Loves us in spite of those mortal sins. Wants to save us anyway. Isn’t giving up on us, but the Holy Spirit continues to prod us in the conscience so we’ll wise up and repent. That’s grace.

Romans 5.20-21 NABRE
20B …but, where sin increased, grace overflowed all the more, 21 so that, as sin reigned in death, grace also might reign through justification for eternal life through Jesus Christ our Lord.

So does sin, any sin, cut us off from grace and salvation? Only apostasy. Only intentionally quitting Jesus. Properly that’s how blasphemy of the Holy Spirit works—we deliberately cut himself off from him and his guidance, and refuse to follow him further. Rejecting God is the only way we “lose” his salvation. Which means we gotta mean to do it. It’s not accidental! You’re never gonna stumble into losing your salvation; you can only willfully reject it.

(Or, as is the case with pagans who believe they’re Christian, never have it to begin with. They still need to repent, and actually follow Jesus instead of only following the trappings of Christianity which they like best. But they merit their own article.)

So what’s John talking about?

If John didn’t mean to create this whole designation of “mortal sin,” describing sins that’d send us to hell as opposed to venial sins God can easily forgive, what was he really writing about? For that, we gotta look at John’s culture, not ancient Christian culture nor medieval Roman Catholic culture. John grew up Pharisee.

The Pharisees identified two categories of sin in the Law—all of which God forgives, but all of which still had consequences. For most of ’em, like killing a neighbor’s animal, the consequence was restitution for the sin against one’s neighbor, and ritual sacrifice for the sin against God. And for many of ’em, like killing a neighbor, the consequence was death.

Yep. That’s what John meant by “sinning to death”: Violations of the Law which merited the death penalty.

The United States has such laws too. Largely we’ve limited them to murder, terrorism, and treason. The Law in the scriptures executed people for stuff we’d never execute people over, like breaking Sabbath. Its list of mortal sins is a lot larger than the Catholics’ list—and includes much different things. Anger’s not a mortal sin in the Law. But these things are:

  • Not properly penning an ox, so that it broke out and killed someone.
  • Interfering with temple ritual, or the Levites and priests who do it.
  • Priests being drunk on the job.
  • Going to temple while ritually unclean.
  • Kidnapping.
  • Hitting or cursing your parents.
  • Bestiality.
  • False prophecy, promoting other gods, or spiritualism.

Stuff American culture won’t kill you over—but ancient cultures would and did. Whether you repented or not.

Naturally, many ancient Christians didn’t bother to study the Law, had a lot of biases against the things they considered sinful, and decided it wasn’t too huge of a leap between stuff which got you capital punishment, and things which might endanger your eternal life.
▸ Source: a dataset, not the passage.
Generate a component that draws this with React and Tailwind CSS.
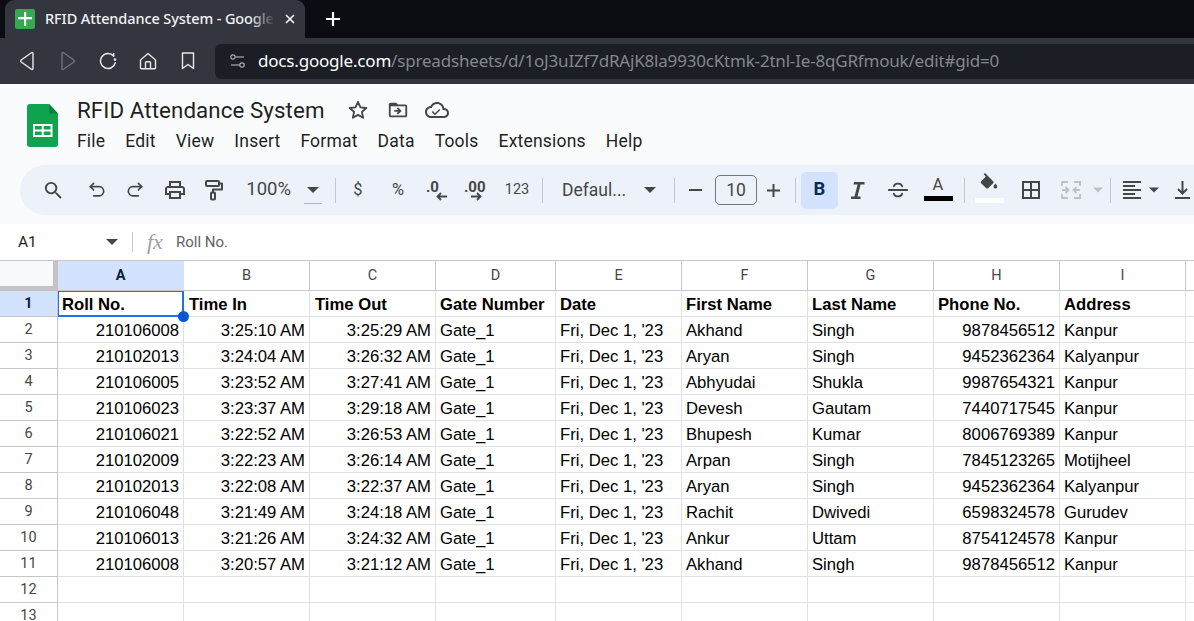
const DATA = [
  ["210106008","3:25:10 AM","3:25:29 AM","Gate_1","Fri, Dec 1, '23","Akhand","Singh","9878456512","Kanpur"],
  ["210102013","3:24:04 AM","3:26:32 AM","Gate_1","Fri, Dec 1, '23","Aryan","Singh","9452362364","Kalyanpur"],
  ["210106005","3:23:52 AM","3:27:41 AM","Gate_1","Fri, Dec 1, '23","Abhyudai","Shukla","9987654321","Kanpur"],
  ["210106023","3:23:37 AM","3:29:18 AM","Gate_1","Fri, Dec 1, '23","Devesh","Gautam","7440717545","Kanpur"],
  ["210106021","3:22:52 AM","3:26:53 AM","Gate_1","Fri, Dec 1, '23","Bhupesh","Kumar","8006769389","Kanpur"],
  ["210102009","3:22:23 AM","3:26:14 AM","Gate_1","Fri, Dec 1, '23","Arpan","Singh","7845123265","Motijheel"],
  ["210102013","3:22:08 AM","3:22:37 AM","Gate_1","Fri, Dec 1, '23","Aryan","Singh","9452362364","Kalyanpur"],
  ["210106048","3:21:49 AM","3:24:18 AM","Gate_1","Fri, Dec 1, '23","Rachit","Dwivedi","6598324578","Gurudev"],
  ["210106013","3:21:26 AM","3:24:32 AM","Gate_1","Fri, Dec 1, '23","Ankur","Uttam","8754124578","Kanpur"],
  ["210106008","3:20:57 AM","3:21:12 AM","Gate_1","Fri, Dec 1, '23","Akhand","Singh","9878456512","Kanpur"],
];
const HEAD = ["Roll No.","Time In","Time Out","Gate Number","Date","First Name","Last Name","Phone No.","Address"];
const WIDTHS = ["w-[126px]","w-[126px]","w-[126px]","w-[120px]","w-[126px]","w-[126px]","w-[126px]","w-[126px]","w-[126px]"];
const PADS = ["pl-[4px] pr-[4px]","pl-[5px] pr-[4px]","pl-[5px] pr-[4px]","pl-[4px] pr-[4px]","pl-[4px] pr-[4px]","pl-[4px] pr-[4px]","pl-[4px] pr-[4px]","pl-[4px] pr-[4px]","pl-[4px] pr-[4px]"];
const LETTERS = ["A","B","C","D","E","F","G","H","I"];
const RIGHT = [true,true,true,false,false,false,false,true,false];

const Ic = ({ size = 22, children, className = "", fill = "none", sw = 2, color = "#444746" }) => (
  <svg width={size} height={size} viewBox="0 0 24 24" fill={fill} stroke={fill === "none" ? color : "none"} strokeWidth={sw} strokeLinecap="round" strokeLinejoin="round" className={className}>{children}</svg>
);
const Solid = ({ size = 22, d, color = "#444746" }) => (
  <svg width={size} height={size} viewBox="0 0 24 24" fill={color}><path d={d} /></svg>
);
const Slot = ({ w, children, className = "" }) => (
  <div className={`${w} h-full shrink-0 flex items-center justify-center ${className}`}>{children}</div>
);
const Sep = ({ ml = "" }) => <div className={`w-px h-[25px] bg-[#c7c7c7] shrink-0 ${ml}`} />;
const Caret = ({ color = "#444746" }) => (
  <svg width="12" height="6" viewBox="0 0 12 6" fill={color}><path d="M0 0h12L6 6z" /></svg>
);

function Tab() {
  return (
    <div className="h-[38px] bg-[#0b0b12] flex items-end pl-[5px]">
      <div className="w-[300px] h-[38px] bg-[#33363f] rounded-t-[9px] flex items-center pl-[10px] relative shrink-0">
        <div className="w-5 h-5 rounded-[2px] bg-[#34a853] flex items-center justify-center shrink-0">
          <svg width="14" height="14" viewBox="0 0 14 14" fill="#fff"><path d="M6 0h2.200v5H14v2.200H8.200V14H6V7.200H0V5h6z" /></svg>
        </div>
        <span className="ml-[10px] mt-[-2px] w-[230px] overflow-hidden whitespace-nowrap text-[14.500px] leading-[20px] tracking-[-0.1px] font-medium text-[#f1f1f3] font-['Noto_Sans','Open_Sans',sans-serif]">RFID Attendance System - Google Sheets</span>
        <div className="absolute left-[245px] top-0 w-[25px] h-full bg-gradient-to-r from-transparent to-[#33363f]" />
        <svg className="absolute left-[280px] top-[14px]" width="10" height="10" viewBox="0 0 10 10" stroke="#fff" strokeWidth="1.600"><path d="M1 1l8 8M9 1l-8 8" /></svg>
      </div>
      <div className="h-[38px] ml-[20px] flex items-center">
        <svg width="16" height="16" viewBox="0 0 16 16" stroke="#fff" strokeWidth="2.200"><path d="M8 1v14M1 8h14" /></svg>
      </div>
    </div>
  );
}

function AddressRow() {
  return (
    <div className="h-[46px] bg-[#33363f] flex items-center">
      <div className="w-[215px] h-full flex items-center shrink-0">
        <div className="w-[54px] flex justify-center">
          <svg width="16" height="20" viewBox="0 0 16 20" fill="none" stroke="#e8e8ea" strokeWidth="1.400" strokeLinejoin="round"><path d="M14 2.500v15a1 1 0 0 1-1.600.8L2.200 11a1.200 1.200 0 0 1 0-2l10.200-7.300A1 1 0 0 1 14 2.500z" /></svg>
        </div>
        <div className="w-[27px] flex justify-center">
          <svg width="16" height="20" viewBox="0 0 16 20" fill="none" stroke="#70737b" strokeWidth="1.400" strokeLinejoin="round"><path d="M2 2.500v15a1 1 0 0 0 1.600.8L13.800 11a1.200 1.200 0 0 0 0-2L3.600 1.700A1 1 0 0 0 2 2.500z" /></svg>
        </div>
        <div className="w-[53px] flex justify-center">
          <svg width="18" height="18" viewBox="0 0 18 18" fill="none" stroke="#e8e8ea" strokeWidth="1.500" strokeLinecap="round"><path d="M14.600 4A7.500 7.500 0 1 0 16.300 10.800" /><path d="M14.600 4V1.600" /><circle cx="16" cy="7.600" r="1.300" fill="#e8e8ea" stroke="none" /></svg>
        </div>
        <div className="w-[27px] flex justify-center">
          <svg width="18" height="18" viewBox="0 0 18 18" fill="none" stroke="#e8e8ea" strokeWidth="1.400" strokeLinejoin="round"><path d="M1.500 8 9 1.500 16.500 8v8a.8.8 0 0 1-.8.8H2.300a.8.8 0 0 1-.8-.8z" /><path d="M6.500 16.800V10.500a.8.8 0 0 1 .8-.8h3.400a.8.8 0 0 1 .8.8v6.300" /></svg>
        </div>
        <div className="w-[53px] flex justify-center">
          <svg width="14" height="18" viewBox="0 0 14 18" fill="none" stroke="#e8e8ea" strokeWidth="1.400" strokeLinejoin="round"><path d="M1.500 1h11v15.500L7 12.500 1.500 16.500z" /></svg>
        </div>
      </div>
      <div className="flex-1 h-[35px] bg-[#1b1e25] rounded-l-[6px] flex items-center pl-[15px] min-w-0">
        <svg width="15" height="14" viewBox="0 0 15 14" fill="none" stroke="#a9abb0" strokeWidth="1.200" className="shrink-0"><circle cx="3" cy="3" r="2.200" /><path d="M5.500 3H14" /><circle cx="12" cy="11" r="2.200" /><path d="M1 11h8.500" /></svg>
        <div className="ml-[13px] whitespace-nowrap text-[17px] tracking-[-0.19px] font-['Noto_Sans','Open_Sans',sans-serif]">
          <span className="text-white">docs.google.com</span>
          <span className="text-[#84878e]">/spreadsheets/d/1oJ3uIZf7dRAjK8la9930cKtmk-2tnl-Ie-8qGRfmouk/edit#gid=0</span>
        </div>
      </div>
    </div>
  );
}

function DocsHeader() {
  return (
    <div className="h-[81px] bg-[#f9fbfd] flex pt-[12px] text-[#1f1f1f] pl-[27px]">
      <svg width="31" height="43" viewBox="0 0 31 43" className="shrink-0 mt-[8px]">
        <path d="M3 0h19l9 9.500V40a3 3 0 0 1-3 3H3a3 3 0 0 1-3-3V3a3 3 0 0 1 3-3z" fill="#0fa34f" />
        <path d="M22 0l9 9.500h-7a2 2 0 0 1-2-2z" fill="#0a7f3d" />
        <path d="M6 20h19.500v13H6zM8 22v3.500h6.750V22zm8.750 0v3.500H23.500V22zM8 27.500V31h6.750v-3.500zm8.750 0V31H23.500v-3.500z" fill="#fff" fillRule="evenodd" />
      </svg>
      <div className="ml-[19px] flex flex-col">
        <div className="flex items-center h-[28px]">
          <span className="text-[22.300px] leading-[28px] whitespace-nowrap font-['Roboto',sans-serif] w-[270px] tracking-[0.1px]">RFID Attendance System</span>
          <svg width="22" height="22" viewBox="0 0 24 24" fill="none" stroke="#444746" strokeWidth="2" strokeLinejoin="round"><path d="M12 3.200l2.700 5.900 6.400.7-4.800 4.300 1.300 6.400-5.600-3.200-5.600 3.200 1.300-6.400-4.800-4.300 6.400-.7z" /></svg>
          <div className="ml-[18px]"><svg width="22" height="22" viewBox="0 0 24 24" fill="#444746"><path d="M20 6h-8l-2-2H4c-1.100 0-2 .9-2 2v12c0 1.100.9 2 2 2h16c1.100 0 2-.9 2-2V8c0-1.100-.9-2-2-2zm0 12H4V8h16v10zm-8.010-9l-1.410 1.410L12.160 12H8v2h4.160l-1.590 1.590L11.990 17 16 13.010 11.990 9z" fillRule="evenodd" /></svg></div>
          <div className="ml-[16px]"><svg width="24" height="24" viewBox="0 0 24 24" fill="#444746"><path d="M19.350 10.040C18.670 6.590 15.640 4 12 4 9.110 4 6.600 5.640 5.350 8.040 2.340 8.360 0 10.910 0 14c0 3.310 2.690 6 6 6h13c2.760 0 5-2.240 5-5 0-2.640-2.050-4.780-4.650-4.960zM19 18H6c-2.210 0-4-1.790-4-4s1.790-4 4-4h.710C7.370 7.690 9.480 6 12 6c3.040 0 5.500 2.460 5.500 5.500v.5H19c1.660 0 3 1.340 3 3s-1.340 3-3 3z" /><path d="M10 15.170 7.830 13l-1.060 1.060L10 17.300l5.300-5.300-1.060-1.060z" /></svg></div>
        </div>
        <div className="flex gap-[20px] mt-[4px] text-[17.500px] leading-[26px] font-['Roboto',sans-serif] tracking-[0.2px] whitespace-nowrap">
          {["File","Edit","View","Insert","Format","Data","Tools","Extensions","Help"].map(m => <span key={m}>{m}</span>)}
        </div>
      </div>
    </div>
  );
}

function Toolbar() {
  const t = "text-[#444746] font-['Roboto',sans-serif]";
  return (
    <div className="bg-[#f9fbfd] pl-[20px] h-[59px] pb-[9px] font-['Roboto',sans-serif]">
      <div className="h-[50px] bg-[#edf2fa] rounded-l-[25px] pl-[13px] flex items-center overflow-hidden">
        <Slot w="w-[40px]"><Solid size={23} d="M15.500 14h-.790l-.280-.270A6.471 6.471 0 0 0 16 9.500 6.500 6.500 0 1 0 9.500 16c1.610 0 3.090-.590 4.230-1.570l.270.280v.790l5 4.990L20.490 19l-4.990-5zm-6 0C7.010 14 5 11.990 5 9.500S7.010 5 9.500 5 14 7.010 14 9.500 11.990 14 9.500 14z" /></Slot>
        <Slot w="w-[48px]"><Ic size={20}><path d="M8 4 4 8l4 4" /><path d="M4 8h10.500a5.500 5.500 0 0 1 0 11H8" /></Ic></Slot>
        <Slot w="w-[28px]"><Ic size={20}><path d="M16 4l4 4-4 4" /><path d="M20 8H9.500a5.500 5.500 0 0 0 0 11H16" /></Ic></Slot>
        <Slot w="w-[52px]"><Solid size={24} d="M19 8h-1V3H6v5H5c-1.660 0-3 1.340-3 3v6h4v4h12v-4h4v-6c0-1.660-1.340-3-3-3zM8 5h8v3H8V5zm8 12v2H8v-4h8v2zm2-2v-2H6v2H4v-4c0-.550.450-1 1-1h14c.550 0 1 .450 1 1v4h-2z" /></Slot>
        <Slot w="w-[24px]"><Ic size={24}><rect x="5" y="3" width="13" height="5" rx="1" /><path d="M18 5.500h3v6h-9v3" /><rect x="10" y="14.500" width="4" height="7" rx="1" /></Ic></Slot>
        <Slot w="w-[66px]" className={`justify-end text-[18.500px] ${t}`}>100%</Slot>
        <Slot w="w-[44px]" className="relative"><Caret /><div className="absolute left-[13px] top-[38px] w-[18px] h-px bg-[#b0b3b8]" /></Slot>
        <Sep />
        <Slot w="w-[44px]" className={`text-[16.500px] ${t}`}>$</Slot>
        <Slot w="w-[36px]" className={`text-[16.500px] ${t}`}>%</Slot>
        <Slot w="w-[42px]" className={`relative ${t} text-[15px] font-bold`}>
          <span className="absolute left-[10px] top-[11px]">.0</span>
          <svg className="absolute left-[20px] top-[27px]" width="12" height="9" viewBox="0 0 12 9" fill="none" stroke="#444746" strokeWidth="1.800"><path d="M11 4.500H2M5 1 1.500 4.500 5 8" /></svg>
        </Slot>
        <Slot w="w-[38px]" className={`relative ${t} text-[15px] font-bold`}>
          <span className="absolute left-[6px] top-[11px]">.00</span>
          <svg className="absolute left-[12px] top-[27px]" width="12" height="9" viewBox="0 0 12 9" fill="none" stroke="#444746" strokeWidth="1.800"><path d="M1 4.500h9M7 1l3.500 3.500L7 8" /></svg>
        </Slot>
        <Slot w="w-[42px]" className={`text-[14.500px] ${t}`}>123</Slot>
        <Sep ml="ml-[4px]" />
        <Slot w="w-[86px]" className={`justify-start pl-[19px] text-[17.500px] whitespace-nowrap ${t}`}>Defaul...</Slot>
        <Slot w="w-[42px]"><Caret /></Slot>
        <Sep ml="ml-[3px]" />
        <Slot w="w-[40px]"><svg width="13" height="2" viewBox="0 0 13 2" fill="#444746"><path d="M0 0h13v2H0z" /></svg></Slot>
        <div className={`w-[42px] h-[30px] shrink-0 border border-[#747775] rounded-[5px] flex items-center justify-center text-[17.500px] ${t}`}>10</div>
        <Slot w="w-[32px]"><svg width="13" height="13" viewBox="0 0 13 13" fill="#444746"><path d="M5.500 0h2v5.500H13v2H7.500V13h-2V7.500H0v-2h5.500z" /></svg></Slot>
        <Sep ml="ml-[6px]" />
        <div className="w-[37px] h-[37px] ml-[5px] shrink-0 rounded-[5px] bg-[#d3e3fd] flex items-center justify-center text-[#0b2a5c] font-bold text-[18.500px]">B</div>
        <Slot w="w-[40px]"><svg width="14" height="17" viewBox="0 0 14 17" fill="#444746"><path d="M3.500 0H14v2.500h-3.900L7 14.500h3V17H0v-2.500h4L7.100 2.500H3z" transform="translate(-.5 0)" /></svg></Slot>
        <Slot w="w-[40px]"><Ic size={22} sw={2}><path d="M2 12h20" /><path d="M16.500 8a4.500 3.800 0 0 0-4.500-3 4.500 3.800 0 0 0-4.500 3" /><path d="M7.500 16a4.500 3.800 0 0 0 4.500 3 4.500 3.800 0 0 0 4.500-3" /></Ic></Slot>
        <Slot w="w-[40px]" className="flex-col">
          <span className={`text-[16.500px] leading-[17px] ${t} mt-[-3px]`}>A</span>
          <div className="w-[29px] h-[5px] bg-black mt-[3px]" />
        </Slot>
        <Sep ml="ml-[6px]" />
        <Slot w="w-[48px]" className="flex-col">
          <div className="mt-[-4px] h-[21px]"><Solid size={22} d="M16.560 8.940 7.620 0 6.210 1.410l2.380 2.380-5.150 5.150c-.590.590-.590 1.540 0 2.120l5.500 5.500c.290.290.680.440 1.060.440s.770-.150 1.060-.440l5.500-5.500c.590-.580.590-1.530 0-2.120zM19 11.500s-2 2.170-2 3.500c0 1.100.900 2 2 2s2-.900 2-2c0-1.330-2-3.500-2-3.500z" /></div>
          <div className="w-[29px] h-[5px] bg-white mt-[4px]" />
        </Slot>
        <Slot w="w-[36px]"><svg width="18" height="18" viewBox="0 0 18 18" fill="none" stroke="#444746" strokeWidth="2"><path d="M1 1h16v16H1zM9 1v16M1 9h16" /></svg></Slot>
        <Slot w="w-[44px]"><svg width="20" height="18" viewBox="0 0 20 18" fill="none" stroke="#bdc1c6" strokeWidth="1.800"><path d="M7 1H1v4M1 13v4h6M13 1h6v4M19 13v4h-6" /><path d="M1 9h6M4.500 6 7.500 9l-3 3M19 9h-6M15.500 6l-3 3 3 3" /></svg></Slot>
        <Slot w="w-[10px]"><Caret color="#bdc1c6" /></Slot>
        <Sep ml="ml-[7px]" />
        <Slot w="w-[38px]" className="justify-start pl-[12px]"><svg width="18" height="18" viewBox="0 0 18 18" fill="#444746"><path d="M0 0h18v2H0zM0 4h12v2H0zM0 8h18v2H0zM0 12h12v2H0zM0 16h18v2H0z" /></svg></Slot>
        <Slot w="w-[10px]"><Caret /></Slot>
        <Slot w="w-[46px]"><svg width="15" height="18" viewBox="0 0 15 18" fill="none" stroke="#444746" strokeWidth="2"><path d="M7.500 0v12M3 8l4.500 4.500L12 8M0 17h15" /></svg></Slot>
      </div>
    </div>
  );
}

function FormulaBar() {
  return (
    <div className="h-[36px] bg-white flex items-center font-['Roboto',sans-serif]">
      <span className="ml-[18px] mt-[2px] w-[88px] text-[15.500px] text-[#1f1f1f]">A1</span>
      <Caret />
      <div className="ml-[14px] w-px h-[20px] bg-[#c7c7c7]" />
      <span className="ml-[14px] w-[29px] text-[22px] leading-[24px] italic font-['Liberation_Serif',serif] text-[#9aa0a6]">fx</span>
      <span className="text-[15px] text-[#5f6368]">Roll No.</span>
    </div>
  );
}

function Sheet() {
  return (
    <div className="font-['Liberation_Sans',sans-serif] text-[16.670px] text-black border-t border-[#c7c7c7] bg-white">
      <div className="flex h-[30px]">
        <div className="w-[58px] shrink-0 bg-[#f8f9fa] border-r-[5px] border-b-[5px] border-[#c4c4c4]" />
        {LETTERS.map((l, i) => (
          <div key={l} className={`${WIDTHS[i]} shrink-0 flex items-center justify-center text-[14.500px] font-['Roboto',sans-serif] border-r border-b border-[#c7c7c7] ${i === 0 ? "bg-[#d3e3fd] font-bold text-[#0b1f3f] border-r-[#d3e3fd] border-b-[#c7c7c7]" : "text-[#444746]"}`}>{l}</div>
        ))}
        <div className="flex-1 border-b border-[#c7c7c7]" />
      </div>
      <Row label="1" selected cells={HEAD} bold />
      {DATA.map((r, i) => <Row key={i} label={String(i + 2)} cells={r} />)}
      <Row label="12" cells={Array(9).fill("")} />
      <Row label="13" cells={Array(9).fill("")} />
    </div>
  );
}

function Row({ label, cells, bold, selected }) {
  return (
    <div className="flex h-[26px]">
      <div className={`w-[58px] shrink-0 pt-[1px] flex items-center justify-center text-[14.500px] font-['Roboto',sans-serif] border-r border-b border-[#c7c7c7] ${selected ? "bg-[#d3e3fd] font-bold text-[#0b1f3f]" : "text-[#444746]"}`}>{label}</div>
      {cells.map((c, i) => (
        <div key={i} className={`${WIDTHS[i]} ${PADS[i]} pt-[2px] shrink-0 flex items-center whitespace-nowrap border-r border-b border-[#e1e1e1] ${!bold && RIGHT[i] ? "justify-end" : ""} ${bold ? "font-bold" : ""} ${selected && i === 0 ? "relative" : ""}`}>
          {c}
          {selected && i === 0 && (
            <>
              <div className="absolute left-0 top-0 right-[-1px] bottom-[-1px] border-t border-l border-r-2 border-b-2 border-[#1a73e8] pointer-events-none" />
              <div className="absolute right-[-6px] bottom-[-6px] w-[11px] h-[11px] rounded-full bg-[#0b57d0] z-10" />
            </>
          )}
        </div>
      ))}
      <div className="flex-1 border-b border-[#e1e1e1]" />
    </div>
  );
}

export default function App() {
  return (
    <div className="w-[1194px] h-[621px] overflow-hidden bg-white">
      <Tab />
      <AddressRow />
      <DocsHeader />
      <Toolbar />
      <FormulaBar />
      <Sheet />
    </div>
  );
}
Plus threatening people with hellfire goes a lot further when you’re trying to get ’em to stop sinning.

But yeah, it’s wrong. John wasn’t writing about stuff that might put you in hell. Just sins people commit which, in context, are serious crimes. Read it again; I translated it with this idea in mind.

1 John 5.15-17 KWL
15 Once we’ve known God hears us about whatever we may ask,
we’ve known we have the requests we ask of him.
16 When anyone sees their fellow Christian sinning a non-felonious sin,
they’ll ask, and God’ll give life to that person—
to those who commit non-felonious sin.
There’s felonious sin.
I say this so you’d ask, but not about that.
17 Everything immoral is sin—
and includes non-felonious sin.

If the sins they commit are things they really oughta go to prison for, like fraud and thievery and molestation, or even treason and murder, we can’t only pray about it, and figure that’s that. We need to get authorities involved. John wasn’t writing about felonious behavior, but sins between us and God, stuff where authorities don’t need to be involved, and hopefully we have the sense to know the difference.

And regardless of the sins, God can and will forgive all. So relax.